I also think that, for a while, Claude was stronger with language when it came to writing style than the GPT model, and that suggested something about training. My guess is they were often training on the whole document—including the XML—which is a smart approach. Because if you strip away formatting—line breaks, chapter headings, anything that indicates where something new starts—and you just provide raw text, it’s harder for the model to interpret the structure that’s already there.

Practical Example: Markdown vs XML Framing

Markdown-framed prompt

# Task
Summarize the memo for an executive audience.

## Constraints
- Keep under 120 words
- Preserve key risks
- Use neutral tone

## Source
The rollout missed two milestones due to vendor delays...

XML-framed prompt

<request>
  <task>Summarize the memo for an executive audience.</task>
  <constraints>
    <max_words>120</max_words>
    <preserve>key risks</preserve>
    <tone>neutral</tone>
  </constraints>
  <source>
    The rollout missed two milestones due to vendor delays...
  </source>
</request>

Both can work well; the point is consistent, explicit structure.

But with XML, you implicitly include structure: chapter breaks, paragraph breaks, subheadings, and so on. That gives the model a better sense of what things are and where they are. It’s also a useful signal about what kind of document you’re looking at. Something in XML is probably a written document. Something in HTML might not be. Something in Markdown might be more technical—think README files on GitHub.

And sometimes it matters to delineate early what kind of writing you’re dealing with: technical writing versus more personalized style writing. That was, in my view, one of the reasons Anthropic was on a smart path early on in building a system that was strong across different kinds of writing. I’d say now those differences have largely vanished as models have progressed and people have learned better techniques. But early on, it was an advantage to explicitly treat “not all text as the same.”

What’s interesting is that now OpenAI recommends using XML in some cases when you’re trying to provide specific instructions. Markdown is easier for most people to wrap their heads around; XML is more technical, but it’s been pointed out in documentation as one of the ways to help the model understand structure—particularly with the shift to the GPT-5 series. At the same time, we’ve also seen Markdown embraced by Anthropic for things like working with agents and for how humans naturally explain things to models.

So we’re in this space where both Markdown and XML are useful. But the core idea—delineating between instruction and content—hasn’t gone away.

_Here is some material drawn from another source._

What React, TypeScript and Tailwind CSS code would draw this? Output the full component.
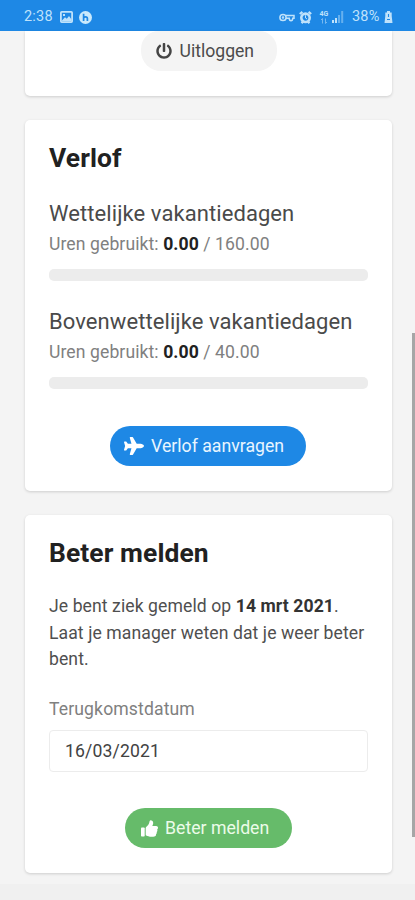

We also find that sometimes you can get video models and image models to perform better if you give them raw JSON, which is highly structured. Now, is that because those systems “prefer JSON,” or because they prefer really, really structured inputs? That probably varies by model. But even to this day—six years after the launch of GPT-3—the more structured your inputs are, the better your outcomes tend to be, because you’re reducing ambiguity.

Practical Example: JSON for Structured Inputs

{
  "task": "Generate a 20-second product video script",
  "audience": "new users",
  "style": "clear, energetic",
  "must_include": [
    "problem",
    "solution",
    "call to action"
  ],
  "avoid": [
    "technical jargon",
    "unverified claims"
  ]
}

When inputs are this explicit, models spend less effort guessing your intent and more effort solving the task.

Even if a model can usually tell the difference between instructions and content, it still has to stop and think a little bit. And that matters. If you make the model spend effort resolving ambiguity, it’s not using that effort to solve the actual problem you’re trying to solve. And it increases the chance you get a different answer—either because it came to the wrong conclusion about what you meant, or because it simply didn’t spend as much time thinking about the task as it could have.